Après "Yerma", "Le Jeu de l'Amour et du Hasard" et "Le Monte-Plats", elle inscrit à son actif "L'Affaire Courteline" qui se révèle un spectacle extrêmement divertissant et ce, à double titre.
En premier lieu, en puisant dans le foisonnant thésaurus de pièces en un acte de Georges Courteline, auteur prolifique de la Belle Epoque qui pratiquait la satire sociale, celle de la petite bourgeoisie aussi médiocre que bête dont il épingle les travers - notamment la médiocrité et la bêtise - dans le style de l'épopée héroï-comique avec une facétieuse hybridation de drôlerie et de causticité.
Ce qui permet au spectateur d'aujourd'hui de rire à bon compte alors même que nombre de situations s'avèrent intemporelles.
En second lieu, en raison des options de mise en scène de Bertrand Mounier qui ordonne sept opus dans le registre d'une théâtralité assumée, d'une part, selon la forme du cabaret, avec des inserts chantés et, pendant le changement à vue des quelques éléments de décor, un enchaînement assuré par des citations, dont de savoureux aphorismes courtelinesques.

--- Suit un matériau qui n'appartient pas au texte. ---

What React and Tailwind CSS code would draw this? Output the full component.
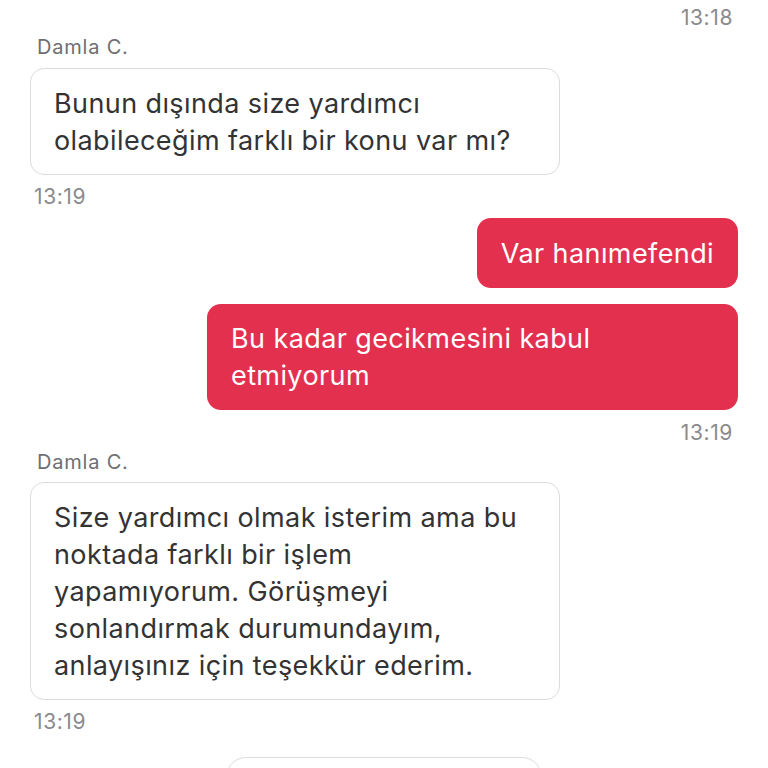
export default function App() {
  const font = { fontFamily: 'Inter, "Liberation Sans", sans-serif' };
  return (
    <div className="h-[768px] w-[768px] overflow-hidden bg-white" style={font}>
      <div className="flex flex-col pt-[6px]">
        <div className="self-end pr-[35px] text-[21px] leading-[24px] tracking-[0.6px] text-[#8a8a8e]">13:18</div>

        <div className="mt-[5px] pl-[37px] text-[20px] leading-[24px] tracking-[0.8px] text-[#6e6e73]">Damla C.</div>
        <div className="ml-[30px] mt-[9px] w-[530px] rounded-[14px] border border-[#dcdcdc] pl-[23px] pr-4 pt-4 pb-[15px] text-[27px] leading-[37px] tracking-[0.4px] text-[#333333]">
          Bunun dışında size yardımcı
          <br />
          olabileceğim farklı bir konu var mı?
        </div>
        <div className="mt-[10px] pl-[34px] text-[21px] leading-[24px] tracking-[0.6px] text-[#8a8a8e]">13:19</div>

        <div className="mr-[30px] mt-[9px] self-end rounded-[14px] bg-[#e3304f] px-6 pt-[17px] pb-4 text-[27px] leading-[37px] tracking-[0.4px] text-white">
          Var hanımefendi
        </div>
        <div className="mr-[30px] mt-4 w-[531px] self-end rounded-[14px] bg-[#e3304f] px-6 py-4 text-[27px] leading-[37px] tracking-[0.4px] text-white">
          Bu kadar gecikmesini kabul
          <br />
          etmiyorum
        </div>
        <div className="mt-[11px] self-end pr-[35px] text-[21px] leading-[24px] tracking-[0.6px] text-[#8a8a8e]">13:19</div>

        <div className="mt-[5px] pl-[37px] text-[20px] leading-[24px] tracking-[0.8px] text-[#6e6e73]">Damla C.</div>
        <div className="ml-[30px] mt-2 w-[530px] rounded-[14px] border border-[#dcdcdc] pl-[23px] pr-4 pt-4 pb-[15px] text-[27px] leading-[37px] tracking-[0.4px] text-[#333333]">
          Size yardımcı olmak isterim ama bu
          <br />
          noktada farklı bir işlem
          <br />
          yapamıyorum. Görüşmeyi
          <br />
          sonlandırmak durumundayım,
          <br />
          anlayışınız için teşekkür ederim.
        </div>
        <div className="mt-[10px] pl-[34px] text-[21px] leading-[24px] tracking-[0.6px] text-[#8a8a8e]">13:19</div>

        <div className="ml-[226px] mt-[23px] h-[60px] w-[316px] rounded-[20px] border border-[#dcdcdc]"></div>
      </div>
    </div>
  );
}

Et d'autre part, avec le choix d'une forte identité visuelle en rouge et noir avec la présence d'une troupe vêtue de noir contemporain ce qui permet de s'affranchir du traditionnel fatras anecdotique en y substituant des accessoires vestimentaires rouges donc qui suffisent à signifier le personnage.
Le ton, celui du divertissement, est donné dès la scène d'ouverture dans laquelle les comédiens, positionnés en groupe de chorale, interprètent le refrain enjoué de la célèbre chanson "Amusez-vous !" des années 1930.
Suivent des saynètes qui sont essentiellement des histoires de couple au sens large du terme. Bien évidemment des couples légitimes dont la scène de ménage constitue un des rituels du pandémonium conjugal entre un mari, veule et couard aux airs de matamore (Pierre Hélie) et une épouse délibérément coquette et provocatrice (Salomé Villiers) dans "La peur des coups" que le temps n'apaise pas ("Vieux ménage" composé par Philippe Perrussel et Isabelle de Botton) comme l'incontournable adultère en mode "tuyau-de-poêle" ("L'Affaire Champignon").
Mais également un couple mère directive (Isabelle de Botton) et fils résigné (François Nambot) dans "La présentation", des duos féminins avec le "pia-pia" des femmes frivoles de "Gros chagrins") et la mesquinerie de la "patronne" face à la duplicité ancillaire dans "Le Madère" campées par Salomé Villiers et Isabelle de Botton ou masculins avec la confrontation entre un supérieur hiérarchique autoritaire (Philippe Perrussel) mais abasourdi devant l'aplomb d'un tire-au-flanc (composition grandiose en héros maudit de la bureaucratie par Etienne Launay) dans "Monsieur Badin".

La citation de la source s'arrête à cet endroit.